O 1.o Governo Constitucional inicia as sondagens prévias para a adesão à CEE pouco depois da sua formação, contando sobretudo com a boa vontade da RFA (que se viria a revelar real) e da Inglaterra (onde surgiriam vários problemas). O assunto será amplamente discutido na CEE a partir de começos de 1977, dentro da perspectiva mais ampla do alargamento ao sul da Europa. Os pequenos países, como a Holanda e a Bélgica, tendiam a considerar que a comunidade se devia primeiro consolidar antes de pensar em novos alargamentos. Os problemas eram especialmente fortes no que dizia respeito à política agrícola comum, o que afectava sobretudo os países do Sul, como a França e a Itália. . Em última instância, o que decidiu o debate interno da CEE foi uma opção política de fundo: a integração desejada pelos três estados do sul era considerado como importante para permitir que neles se consolidassem as democracias com fracas tradições no século XX, e era um passo essencial no «sonho europeu».
No seguimento destes contactos o Governo de Mário Soares anuncia em Fevereiro que o pedido de adesão portuguesa será apresentado a curto prazo, o que se concretiza a 28 de Março desse ano, com garantias prévias de um acolhimento favorável. Medeiros Ferreira era então o Ministro dos Negócios Estrangeiros.
As negociações concretas tardam a começar, pois o Conselho de Ministros da CEE só elabora um parecer favorável em Maio de 1978, mais de um ano depois de apresentado o pedido. Há, no entanto uma condição importante que condicionaria fortemente todo o processo de adesão e que a diplomacia portuguesa não conseguiu evitar, por razões que ainda não foram devidamente estudadas: a CEE insistia em considerar os pedidos de Portugal e da Espanha em conjunto. Tal significava que, se os menos de 5% do PNB português em relação à CEE pouco pesavam, já o peso da economia peninsular era considerável, o que apontavam para negociações complexas e prolongadas.
Estas só arrancam no Luxemburgo em Outubro de 1978. Como seria de esperar, prolongam-se por muitos anos.

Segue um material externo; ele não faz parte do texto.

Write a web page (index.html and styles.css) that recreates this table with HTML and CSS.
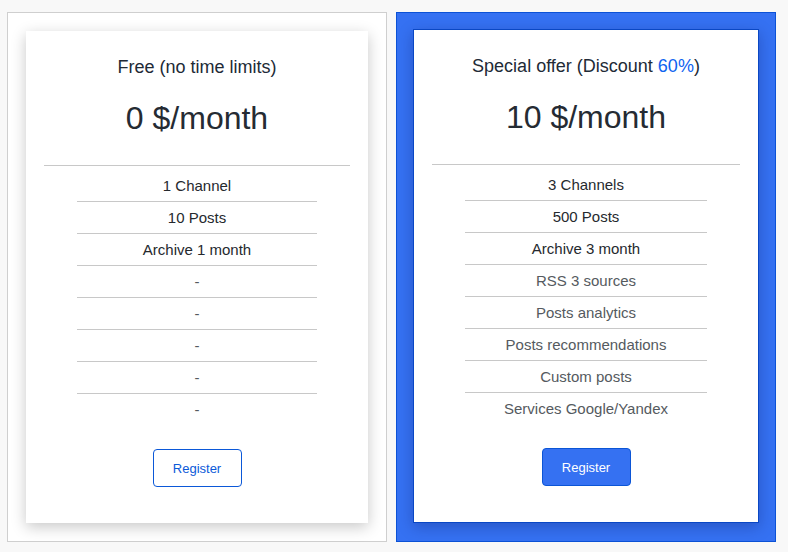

Neste período, como muito bem refere o Ministro dos Negócios Estrangeiros Jaime Gama em 1983, a prioridade número um da política externa portuguesa é «a aceleração da fase final do processo de negociações para o ingresso nas Comunidades Europeias» 43. O tratado de adesão foi assinado a 12 de Junho de 1985 (8 anos depois da apresentação pedido oficial), com concretização a partir de 1 de Janeiro de 1986.
6.3. A obtenção de créditos externos
Ao longo de todo este período é igualmente importante a necessidade de obter substanciais créditos externos para resolver os problemas de curto prazo da economia portuguesa.
A boa vontade americana depois do 25 de Novembro é aproveitada para começar as negociações do primeiro crédito realmente substancial (pensava-se em 1,5 bilhões de dólares) conseguido do outro lado do Atlântico desde o 25 de Abril. Uma delegação encabeçada pelo Ministro das Finanças Salgado Zenha visita Washington em Março de 1976 para iniciar as negociações, que se vão prolongar por muitos meses e envolver o FMI. Os créditos resultantes em fatias graduais começam a chegar a partir de 1977, no período mais agudo da crise financeira.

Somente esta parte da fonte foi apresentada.